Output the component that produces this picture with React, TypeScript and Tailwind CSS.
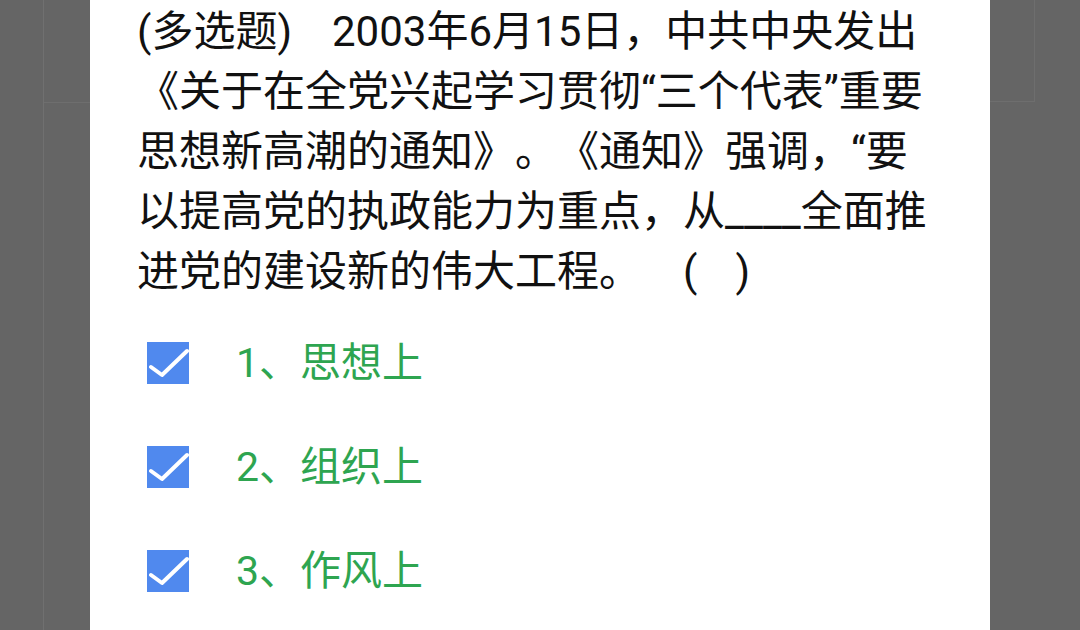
import React from 'react';

const questionLines = [
    '《关于在全党兴起学习贯彻“三个代表”重要',
    '思想新高潮的通知》。《通知》强调，“要',
    '以提高党的执政能力为重点，从____全面推',
    '进党的建设新的伟大工程。',
];

const options = ['1、思想上', '2、组织上', '3、作风上'];

function CheckBox() {
    return (
        <div className="w-[42px] h-[42px] bg-[#5089ee] flex items-center justify-center">
            <svg width="42" height="42" viewBox="0 0 42 42">
                <polyline
                    points="4,25 15,33 40,9"
                    fill="none"
                    stroke="white"
                    strokeWidth="4"
                    strokeLinecap="round"
                    strokeLinejoin="round"
                />
            </svg>
        </div>
    );
}

function SideLeft() {
    return (
        <div className="w-[90px] h-full flex bg-[#656565]">
            <div className="w-[44px] h-full border-r border-[#707070]" />
            <div className="flex-1 h-[103px] border-b border-[#6e6e6e]" />
        </div>
    );
}

function SideRight() {
    return (
        <div className="w-[90px] h-full flex bg-[#656565]">
            <div className="w-[45px] h-[102px] border-b border-r border-[#6e6e6e]" />
            <div className="flex-1 h-full" />
        </div>
    );
}

export default function App() {
    return (
        <div
            className="w-[1080px] h-[630px] overflow-hidden flex bg-[#656565] [text-spacing-trim:space-all]"
            style={{ fontFamily: 'Roboto, "Noto Sans CJK SC", sans-serif' }}
        >
            <SideLeft />
            <div className="w-[900px] h-full bg-white pl-[47px] pt-[2px]">
                <div className="text-[42px] leading-[60px] text-[#111] whitespace-nowrap">
                    <div>
                        (多选题)<span className="ml-[40px]">2003年6月15日，中共中央发出</span>
                    </div>
                    {questionLines.map((line, i) => (
                        <div key={i}>
                            {line}
                            {i === 3 && <span className="ml-[42px]">(<span className="ml-[38px]">)</span></span>}
                        </div>
                    ))}
                </div>

                <div className="mt-[40px] flex flex-col gap-[62px]">
                    {options.map((opt) => (
                        <div key={opt} className="flex items-center h-[42px]">
                            <div className="ml-[10px]">
                                <CheckBox />
                            </div>
                            <span className="ml-[47px] text-[41px] leading-[42px] text-[#2ea550]">{opt}</span>
                        </div>
                    ))}
                </div>
            </div>
            <SideRight />
        </div>
    );
}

####################

=== What is expected ===
Write out an exact copy of the listing, first line through the line containing "const options = ['1、思想上', '2、组织上', '3、作风上'];", with the pictures left out.

=== Written solution ===
Output the component that produces this picture with React, TypeScript and Tailwind CSS.
import React from 'react';

const questionLines = [
    '《关于在全党兴起学习贯彻“三个代表”重要',
    '思想新高潮的通知》。《通知》强调，“要',
    '以提高党的执政能力为重点，从____全面推',
    '进党的建设新的伟大工程。',
];

const options = ['1、思想上', '2、组织上', '3、作风上'];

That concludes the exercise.